**EXERCISE PROMPT**
Your copy should be exact, beginning at the line containing "Recreate this image" and ending at the line containing "const BROWN = '#4d3f2d'", with both lines kept and every picture dropped.

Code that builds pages
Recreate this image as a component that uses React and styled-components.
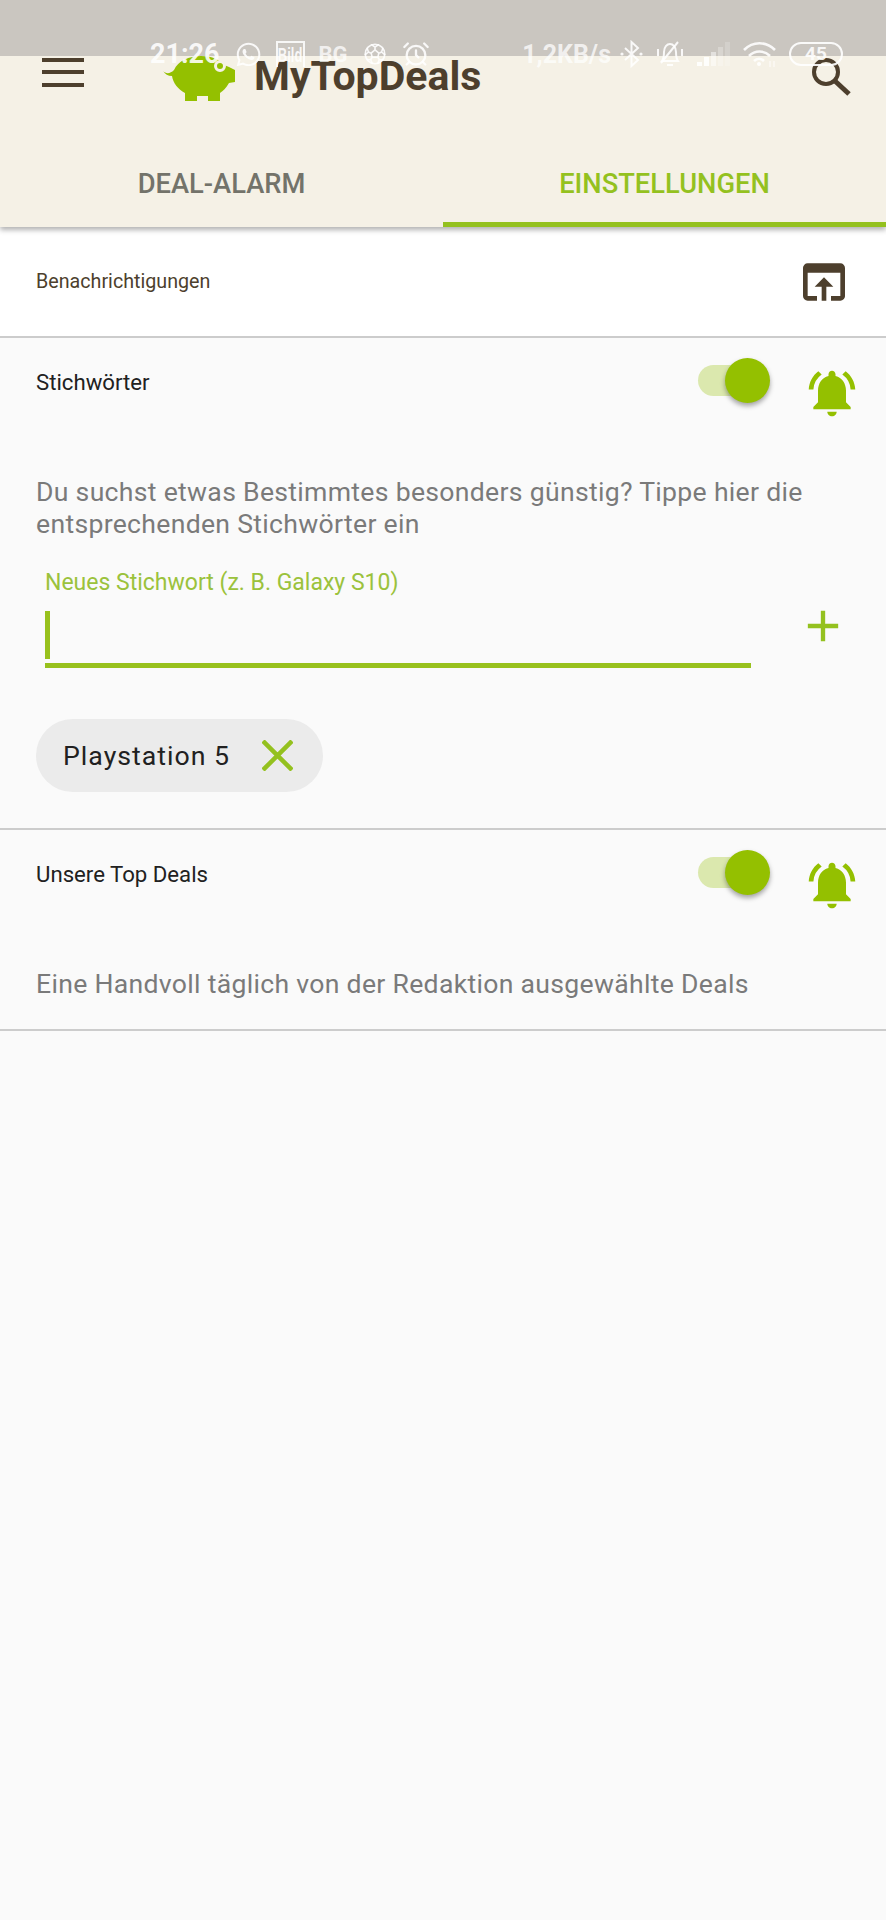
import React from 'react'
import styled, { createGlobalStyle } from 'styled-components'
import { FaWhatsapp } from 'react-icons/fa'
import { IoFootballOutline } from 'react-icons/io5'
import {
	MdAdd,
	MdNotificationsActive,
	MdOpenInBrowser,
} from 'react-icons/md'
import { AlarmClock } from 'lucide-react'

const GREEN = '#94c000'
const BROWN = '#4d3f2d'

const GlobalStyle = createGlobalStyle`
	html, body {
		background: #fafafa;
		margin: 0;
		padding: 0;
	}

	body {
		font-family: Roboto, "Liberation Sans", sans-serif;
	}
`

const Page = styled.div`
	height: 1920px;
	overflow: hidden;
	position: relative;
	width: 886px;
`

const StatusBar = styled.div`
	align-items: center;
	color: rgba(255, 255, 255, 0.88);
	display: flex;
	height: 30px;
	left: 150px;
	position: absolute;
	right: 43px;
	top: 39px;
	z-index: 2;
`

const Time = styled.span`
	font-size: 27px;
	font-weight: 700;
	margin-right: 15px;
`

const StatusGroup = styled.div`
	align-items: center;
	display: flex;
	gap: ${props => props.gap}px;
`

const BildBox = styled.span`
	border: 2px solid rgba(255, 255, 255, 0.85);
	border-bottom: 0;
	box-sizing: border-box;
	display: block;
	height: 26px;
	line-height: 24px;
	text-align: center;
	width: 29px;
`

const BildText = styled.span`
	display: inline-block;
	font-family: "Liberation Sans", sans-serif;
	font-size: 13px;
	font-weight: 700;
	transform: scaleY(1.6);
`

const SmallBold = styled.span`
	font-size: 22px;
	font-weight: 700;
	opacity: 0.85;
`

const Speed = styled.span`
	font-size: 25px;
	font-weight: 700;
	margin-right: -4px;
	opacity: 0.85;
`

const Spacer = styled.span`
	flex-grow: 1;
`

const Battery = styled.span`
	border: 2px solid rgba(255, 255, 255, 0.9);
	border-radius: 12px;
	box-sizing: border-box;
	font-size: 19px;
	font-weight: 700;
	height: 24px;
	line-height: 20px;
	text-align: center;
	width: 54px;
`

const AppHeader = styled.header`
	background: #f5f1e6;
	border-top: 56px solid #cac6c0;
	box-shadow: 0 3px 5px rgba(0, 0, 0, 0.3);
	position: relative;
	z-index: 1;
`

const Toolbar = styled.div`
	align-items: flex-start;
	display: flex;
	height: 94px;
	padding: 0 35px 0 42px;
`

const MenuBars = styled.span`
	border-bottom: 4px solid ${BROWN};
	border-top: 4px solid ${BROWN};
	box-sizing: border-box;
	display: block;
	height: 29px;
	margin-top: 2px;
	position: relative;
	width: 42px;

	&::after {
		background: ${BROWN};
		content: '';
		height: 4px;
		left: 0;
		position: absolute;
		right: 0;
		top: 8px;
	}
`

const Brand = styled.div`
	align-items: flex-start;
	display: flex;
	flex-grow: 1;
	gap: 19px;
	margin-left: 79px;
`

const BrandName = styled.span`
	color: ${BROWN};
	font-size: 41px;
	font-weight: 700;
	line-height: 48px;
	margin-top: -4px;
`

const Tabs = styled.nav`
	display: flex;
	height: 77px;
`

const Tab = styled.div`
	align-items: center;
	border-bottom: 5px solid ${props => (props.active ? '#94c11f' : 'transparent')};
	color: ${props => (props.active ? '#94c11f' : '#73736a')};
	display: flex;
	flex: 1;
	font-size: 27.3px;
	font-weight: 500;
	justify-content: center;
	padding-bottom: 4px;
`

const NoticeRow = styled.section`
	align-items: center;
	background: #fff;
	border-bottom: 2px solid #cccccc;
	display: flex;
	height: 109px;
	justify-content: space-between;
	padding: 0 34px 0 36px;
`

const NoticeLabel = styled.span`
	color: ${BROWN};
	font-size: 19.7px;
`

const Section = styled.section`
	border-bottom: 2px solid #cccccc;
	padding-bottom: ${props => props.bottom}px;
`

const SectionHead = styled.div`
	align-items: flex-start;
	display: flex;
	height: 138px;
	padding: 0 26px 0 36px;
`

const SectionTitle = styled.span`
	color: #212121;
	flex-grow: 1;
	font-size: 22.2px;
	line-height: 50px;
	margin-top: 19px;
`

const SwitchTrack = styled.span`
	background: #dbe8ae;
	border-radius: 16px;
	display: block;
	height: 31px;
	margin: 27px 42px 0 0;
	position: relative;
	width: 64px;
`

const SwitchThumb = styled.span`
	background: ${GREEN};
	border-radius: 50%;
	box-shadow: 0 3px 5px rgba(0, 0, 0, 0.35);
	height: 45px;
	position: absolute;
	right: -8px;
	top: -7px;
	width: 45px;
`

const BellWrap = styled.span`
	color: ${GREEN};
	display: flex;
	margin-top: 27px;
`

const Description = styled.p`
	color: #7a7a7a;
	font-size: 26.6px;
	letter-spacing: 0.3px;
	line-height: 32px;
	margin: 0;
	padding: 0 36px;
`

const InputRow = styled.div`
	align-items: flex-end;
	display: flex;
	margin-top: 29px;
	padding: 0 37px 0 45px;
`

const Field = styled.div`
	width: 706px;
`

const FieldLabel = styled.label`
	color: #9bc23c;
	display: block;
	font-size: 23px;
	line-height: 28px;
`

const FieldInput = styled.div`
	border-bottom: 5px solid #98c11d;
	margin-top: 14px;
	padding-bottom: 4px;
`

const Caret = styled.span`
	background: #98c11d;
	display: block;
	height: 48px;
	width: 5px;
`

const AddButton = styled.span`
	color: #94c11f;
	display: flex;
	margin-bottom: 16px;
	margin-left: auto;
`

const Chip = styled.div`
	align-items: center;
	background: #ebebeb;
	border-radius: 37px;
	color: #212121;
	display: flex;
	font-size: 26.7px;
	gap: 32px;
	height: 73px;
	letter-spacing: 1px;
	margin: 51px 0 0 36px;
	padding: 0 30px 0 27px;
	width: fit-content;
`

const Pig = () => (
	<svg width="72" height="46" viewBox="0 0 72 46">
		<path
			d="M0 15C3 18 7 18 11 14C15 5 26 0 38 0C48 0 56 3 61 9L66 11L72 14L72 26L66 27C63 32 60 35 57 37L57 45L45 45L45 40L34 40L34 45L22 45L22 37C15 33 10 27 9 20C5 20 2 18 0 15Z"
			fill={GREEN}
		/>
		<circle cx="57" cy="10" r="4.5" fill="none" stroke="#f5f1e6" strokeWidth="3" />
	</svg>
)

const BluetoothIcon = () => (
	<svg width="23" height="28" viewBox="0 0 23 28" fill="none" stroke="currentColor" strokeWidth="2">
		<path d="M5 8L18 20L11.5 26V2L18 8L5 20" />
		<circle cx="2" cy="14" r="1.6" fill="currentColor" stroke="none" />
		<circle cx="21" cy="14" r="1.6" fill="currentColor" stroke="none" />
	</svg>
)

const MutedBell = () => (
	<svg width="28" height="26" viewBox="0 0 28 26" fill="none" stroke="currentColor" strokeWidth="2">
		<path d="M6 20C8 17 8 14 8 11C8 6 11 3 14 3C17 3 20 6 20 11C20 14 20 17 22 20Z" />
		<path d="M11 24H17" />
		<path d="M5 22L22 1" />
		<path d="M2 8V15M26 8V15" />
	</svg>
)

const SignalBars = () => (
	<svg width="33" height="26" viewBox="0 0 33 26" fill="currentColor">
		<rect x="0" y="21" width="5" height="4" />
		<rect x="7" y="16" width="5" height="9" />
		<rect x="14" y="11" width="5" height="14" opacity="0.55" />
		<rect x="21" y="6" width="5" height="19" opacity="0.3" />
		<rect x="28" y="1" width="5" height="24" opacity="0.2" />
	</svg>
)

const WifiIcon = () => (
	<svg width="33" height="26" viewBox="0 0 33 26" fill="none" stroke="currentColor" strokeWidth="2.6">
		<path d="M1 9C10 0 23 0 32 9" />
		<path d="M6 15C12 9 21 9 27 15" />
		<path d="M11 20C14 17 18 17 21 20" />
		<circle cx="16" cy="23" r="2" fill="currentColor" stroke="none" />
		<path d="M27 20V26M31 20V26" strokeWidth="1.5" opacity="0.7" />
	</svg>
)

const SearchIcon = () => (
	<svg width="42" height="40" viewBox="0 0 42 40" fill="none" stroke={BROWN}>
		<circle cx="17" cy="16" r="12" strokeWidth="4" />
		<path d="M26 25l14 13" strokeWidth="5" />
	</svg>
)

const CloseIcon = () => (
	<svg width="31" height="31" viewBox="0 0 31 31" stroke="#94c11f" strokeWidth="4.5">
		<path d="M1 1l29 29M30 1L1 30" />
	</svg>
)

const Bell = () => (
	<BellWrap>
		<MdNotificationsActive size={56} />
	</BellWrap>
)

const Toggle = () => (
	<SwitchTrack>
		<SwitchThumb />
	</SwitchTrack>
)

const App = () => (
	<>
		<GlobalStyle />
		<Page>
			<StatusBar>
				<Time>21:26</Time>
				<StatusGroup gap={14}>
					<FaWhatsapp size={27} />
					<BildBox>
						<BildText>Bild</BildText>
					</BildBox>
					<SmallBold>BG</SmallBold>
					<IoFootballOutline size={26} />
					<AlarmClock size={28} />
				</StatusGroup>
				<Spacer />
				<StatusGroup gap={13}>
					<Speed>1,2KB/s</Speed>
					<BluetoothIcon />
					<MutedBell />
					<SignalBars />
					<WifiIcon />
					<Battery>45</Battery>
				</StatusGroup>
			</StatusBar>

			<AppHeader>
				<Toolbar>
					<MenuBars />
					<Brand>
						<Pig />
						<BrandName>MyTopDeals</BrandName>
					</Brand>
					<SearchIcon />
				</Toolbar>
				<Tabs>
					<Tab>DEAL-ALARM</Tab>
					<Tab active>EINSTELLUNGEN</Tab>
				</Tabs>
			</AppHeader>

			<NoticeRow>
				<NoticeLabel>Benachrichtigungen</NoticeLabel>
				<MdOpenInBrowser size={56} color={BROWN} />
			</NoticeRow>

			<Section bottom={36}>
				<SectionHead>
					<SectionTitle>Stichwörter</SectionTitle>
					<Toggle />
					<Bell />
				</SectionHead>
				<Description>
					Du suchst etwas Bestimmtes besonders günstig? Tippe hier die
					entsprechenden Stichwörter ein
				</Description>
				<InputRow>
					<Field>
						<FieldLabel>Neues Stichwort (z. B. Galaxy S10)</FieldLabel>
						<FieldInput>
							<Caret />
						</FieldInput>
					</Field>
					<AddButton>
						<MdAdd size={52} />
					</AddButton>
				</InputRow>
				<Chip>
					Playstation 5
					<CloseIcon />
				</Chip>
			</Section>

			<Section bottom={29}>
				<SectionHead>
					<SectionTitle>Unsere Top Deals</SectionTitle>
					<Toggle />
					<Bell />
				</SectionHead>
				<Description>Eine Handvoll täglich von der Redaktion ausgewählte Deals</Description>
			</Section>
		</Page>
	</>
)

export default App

...

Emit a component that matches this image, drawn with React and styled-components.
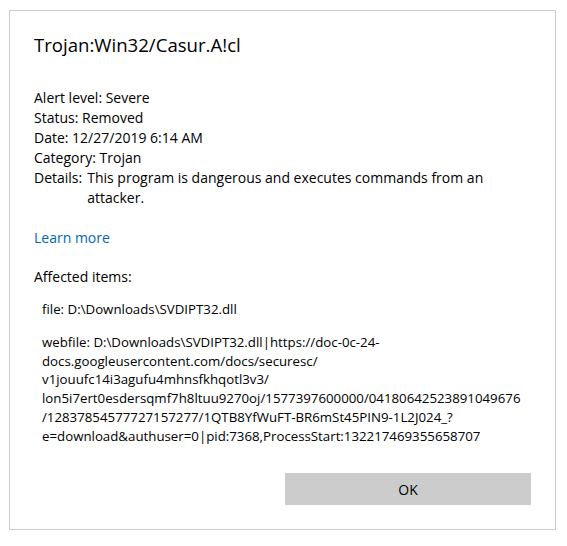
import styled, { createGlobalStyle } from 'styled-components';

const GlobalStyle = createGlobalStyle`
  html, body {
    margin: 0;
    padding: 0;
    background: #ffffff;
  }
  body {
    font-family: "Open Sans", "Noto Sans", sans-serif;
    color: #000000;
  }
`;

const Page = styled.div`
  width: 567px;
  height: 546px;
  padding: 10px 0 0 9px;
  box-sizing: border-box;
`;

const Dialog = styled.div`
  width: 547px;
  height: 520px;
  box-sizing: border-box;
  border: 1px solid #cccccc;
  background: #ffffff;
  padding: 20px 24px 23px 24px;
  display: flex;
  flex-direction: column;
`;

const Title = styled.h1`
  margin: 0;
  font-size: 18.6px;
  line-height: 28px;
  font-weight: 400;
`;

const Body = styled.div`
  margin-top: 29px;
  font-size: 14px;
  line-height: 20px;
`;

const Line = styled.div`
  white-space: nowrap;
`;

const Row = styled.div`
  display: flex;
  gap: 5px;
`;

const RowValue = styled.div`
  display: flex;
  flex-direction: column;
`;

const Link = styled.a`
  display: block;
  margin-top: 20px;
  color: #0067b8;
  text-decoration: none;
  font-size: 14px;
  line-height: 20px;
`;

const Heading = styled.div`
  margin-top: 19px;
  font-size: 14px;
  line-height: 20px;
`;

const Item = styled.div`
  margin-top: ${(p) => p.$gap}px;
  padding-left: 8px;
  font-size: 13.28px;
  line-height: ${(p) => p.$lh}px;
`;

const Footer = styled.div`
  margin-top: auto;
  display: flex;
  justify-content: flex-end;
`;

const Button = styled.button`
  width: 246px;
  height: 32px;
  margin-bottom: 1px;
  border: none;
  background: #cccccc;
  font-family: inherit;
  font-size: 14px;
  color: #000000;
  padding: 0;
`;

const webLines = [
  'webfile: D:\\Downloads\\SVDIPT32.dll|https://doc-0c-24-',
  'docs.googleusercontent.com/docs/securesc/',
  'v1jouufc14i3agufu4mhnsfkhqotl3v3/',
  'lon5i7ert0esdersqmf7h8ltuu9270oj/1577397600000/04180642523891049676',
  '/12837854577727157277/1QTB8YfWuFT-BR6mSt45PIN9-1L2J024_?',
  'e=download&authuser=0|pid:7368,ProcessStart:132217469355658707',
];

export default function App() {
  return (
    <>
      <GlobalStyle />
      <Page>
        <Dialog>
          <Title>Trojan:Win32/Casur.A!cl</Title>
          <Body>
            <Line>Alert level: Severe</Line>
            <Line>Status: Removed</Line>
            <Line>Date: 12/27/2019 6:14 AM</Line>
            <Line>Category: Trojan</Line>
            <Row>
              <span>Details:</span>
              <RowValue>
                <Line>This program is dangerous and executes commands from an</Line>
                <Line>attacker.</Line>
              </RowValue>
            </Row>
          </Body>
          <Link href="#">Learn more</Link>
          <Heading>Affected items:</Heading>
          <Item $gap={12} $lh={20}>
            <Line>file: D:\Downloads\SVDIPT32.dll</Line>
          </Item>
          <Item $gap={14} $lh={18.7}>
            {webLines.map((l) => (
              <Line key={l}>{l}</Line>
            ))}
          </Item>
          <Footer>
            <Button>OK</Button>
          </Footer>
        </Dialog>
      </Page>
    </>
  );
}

**ANSWER TO THE EXERCISE**
Recreate this image as a component that uses React and styled-components.
import React from 'react'
import styled, { createGlobalStyle } from 'styled-components'
import { FaWhatsapp } from 'react-icons/fa'
import { IoFootballOutline } from 'react-icons/io5'
import {
	MdAdd,
	MdNotificationsActive,
	MdOpenInBrowser,
} from 'react-icons/md'
import { AlarmClock } from 'lucide-react'

const GREEN = '#94c000'
const BROWN = '#4d3f2d'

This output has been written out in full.